As the final battle escalates, the fake reveals more and more of his psychology (as villains are wont to do). You see how all-consuming Copy Rezo’s existential crisis is and how mentally broken he is because of his singular focus on it. He demands Lina perform Giga Slave－the spell that defeated Rezo－on him so that by surviving it he can validate himself. An important complication here is that any mistake on Lina’s part will cause what is essentially the end of the world; yet, Copy Rezo is willing to grant the possibility of the world’s destruction in order to find out if he matters, if he is more than just some lovesick sorceress’s accident. Rather than being interested in absolute power or kingship, copy Rezo wants to free himself of a crushing inferiority complex. “Maybe they’re right, and I’m ‘less real’ because I’m ‘just a copy’?” I couldn’t believe I was starting to feel something for this character! I originally thought he was “just a copy” of a fantasy villain archetype.
Most anime fans know that there are a whole bunch of seasons of The Slayers, so this first one couldn’t end any other way than with Lina coming out on top. As with Rezo, Lina has to kill Copy Rezo in order to stop him. With the help of some magical macguffins, she mortally wounds him. After displaying some denial about his loss that is actually kinda uncomfortable to watch, the fake asks Lina why he lost. The diminutive enchantress, as serious as we see her at any point in the season, explains to him that he has betrayed his own philosophy. He is so entirely absorbed in transcending Rezo, that he could not get out of his original’s shadow. His life becomes defined by the thing he wants to divorce it from because he pours that life completely into being superior to that thing. In order to create a meaningful existence entirely apart from Rezo, Copy Rezo needed to create his own life and experiences. Yet, all he is able to do is “stare at Rezo’s back.” He could never see beyond his own arbitrary boundaries as an imitation.

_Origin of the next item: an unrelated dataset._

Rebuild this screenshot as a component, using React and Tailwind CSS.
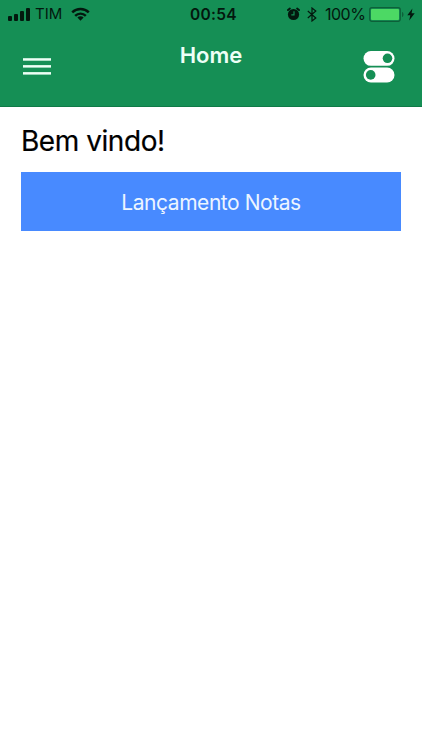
const SignalIcon = () => (
  <svg width="22" height="13" viewBox="0 0 22 13" fill="currentColor">
    <rect x="0" y="8" width="4" height="5" rx="1" />
    <rect x="6" y="6" width="4" height="7" rx="1" />
    <rect x="12" y="3" width="4" height="10" rx="1" />
    <rect x="18" y="0" width="4" height="13" rx="1" />
  </svg>
);

const WifiIcon = () => (
  <svg width="19" height="14" viewBox="0 0 20 14" fill="none" stroke="currentColor" strokeWidth="2.6">
    <path d="M1.3 5.4a12.4 12.4 0 0 1 17.4 0" />
    <path d="M4.4 8.9a8 8 0 0 1 11.2 0" />
    <path d="M10 14 6.7 10.8a4.6 4.6 0 0 1 6.6 0Z" fill="currentColor" stroke="none" />
  </svg>
);

const AlarmIcon = () => (
  <svg width="13" height="14" viewBox="0 0 13 14" fill="none" stroke="currentColor">
    <circle cx="6.5" cy="7.5" r="5.6" fill="currentColor" stroke="none" />
    <path d="M1 3.1 2.9 1.5M12 3.1 10.1 1.5" strokeWidth="1.9" strokeLinecap="round" />
    <path d="M7 4.3v3.5H4.3" stroke="#158f55" strokeWidth="1.2" />
  </svg>
);

const BluetoothIcon = () => (
  <svg width="10" height="15" viewBox="0 0 10 15" fill="none" stroke="currentColor" strokeWidth="1.2">
    <path d="m.8 4 8 7L5 14V1l3.8 3-8 7" />
  </svg>
);

const BatteryIcon = () => (
  <svg width="36" height="15" viewBox="0 0 36 15">
    <rect x=".7" y=".7" width="30.6" height="13.6" rx="2.2" fill="#158f55" stroke="#0d6039" strokeWidth="1.2" />
    <rect x="2" y="2" width="28" height="11" rx="1" fill="#4cd964" />
    <path d="M33 5c2 .6 2 4.4 0 5Z" fill="#0d6039" />
  </svg>
);

const BoltIcon = () => (
  <svg width="8" height="13" viewBox="0 0 8 13" fill="currentColor">
    <path d="M5.4.5.3 7.3h3L2.2 12.5 7.7 5.3H4.6Z" />
  </svg>
);

const MenuIcon = () => (
  <svg width="28" height="18" viewBox="0 0 28 18" fill="#edfff6">
    <rect y="0.2" width="28" height="2.5" />
    <rect y="7.1" width="28" height="2.5" />
    <rect y="14.1" width="28" height="2.5" />
  </svg>
);

const SwitchesIcon = () => (
  <svg width="32" height="32" viewBox="0 0 32 32" fill="#fff">
    <rect x=".5" y="0" width="31" height="14.8" rx="7.4" />
    <rect x=".5" y="16.6" width="31" height="14.8" rx="7.4" />
    <circle cx="24.5" cy="7.3" r="4.8" fill="#158f55" />
    <circle cx="7.7" cy="23.9" r="4.8" fill="#158f55" />
  </svg>
);

const StatusBar = () => (
  <div className="grid h-7 grid-cols-[1fr_auto_1fr] items-center pl-2 pr-[7px] text-[#03180e]">
    <div className="flex items-center">
      <SignalIcon />
      <span className="ml-[5px] w-[36px] text-[15px] leading-7">TIM</span>
      <WifiIcon />
    </div>
    <span className="ml-1 pt-0.5 text-[15.5px] font-semibold leading-6 tracking-[0.3px]">00:54</span>
    <div className="flex items-center justify-end">
      <AlarmIcon />
      <span className="ml-[7px]"><BluetoothIcon /></span>
      <span className="ml-2 w-[44px] text-[16px] leading-7 tracking-[-0.5px]">100%</span>
      <BatteryIcon />
      <span className="ml-0.5"><BoltIcon /></span>
    </div>
  </div>
);

const App = () => {
  return (
    <div className="min-h-screen bg-white font-[Inter,'Liberation_Sans',sans-serif]">
      <header className="h-[107px] border-b border-[#0f7a47] bg-[#158f55]">
        <StatusBar />
        <div className="grid grid-cols-[1fr_auto_1fr] items-start pl-[23px] pr-[27px]">
          <button aria-label="Menu" className="mt-[30px] justify-self-start"><MenuIcon /></button>
          <h1 className="ml-1 mt-[13px] text-[22px] font-semibold leading-7 text-[#edfff6]">Home</h1>
          <button aria-label="Alternar" className="mt-[23px] justify-self-end"><SwitchesIcon /></button>
        </div>
      </header>
      <main className="px-[21px] pt-4">
        <h2 className="text-[28px] font-normal leading-9 tracking-[-0.45px] text-black [-webkit-text-stroke:0.2px_black]">Bem vindo!</h2>
        <button className="mt-[13px] h-[59px] w-[380px] bg-[#488aff] pt-[3px] text-[21px] tracking-[-0.45px] text-[#edf5ff]">
          Lançamento Notas
        </button>
      </main>
    </div>
  );
};

export default App;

An ancient and magical tree called Flagoon plays a part in defeating Copy Rezo, and the vanquished mage asks to be buried beneath it. In this way, his life and death can serve as lessons for those who participated in the battle. Flagoon overcomes its circumstances to be reborn and grow anew. Copy Rezo, on the other hand, could not prevail against his own internal, emotional crises.
Several of these moments are probably going to stick with me for a while, and there is quite a bit of food for thought here. In a way, it almost feels like I was the first person to have ever seen this arc because I’ve not heard a single soul mention it. Granted, it’s certainly not what The Slayers is known for or reputed to be good at, and it’s likely not what the viewer is approaching the series to get. But, the arc is executed so well and not in a way that detracts from the show’s brand of humor. Nor is it too tonally jarring because, rather than suddenly jumping into a new mood headfirst, The Slayers has the good sense to step into it gradually while not forgetting about why people are watching in the first place.
Anime fans can miss out on stuff like this final arc of The Slayers when they choose to only engage with a show through a tweet or a clip. Anime critics, myself very much included, can be too quick to definitively write a show off, which can have a ripple effect within the community. It’s a difficult balancing act to allow shows the room to unfold while not wasting time on media we find unappealing. Regardless of where we draw the line, though, giving anime second chances to impress us might result in some pretty amazing revelations.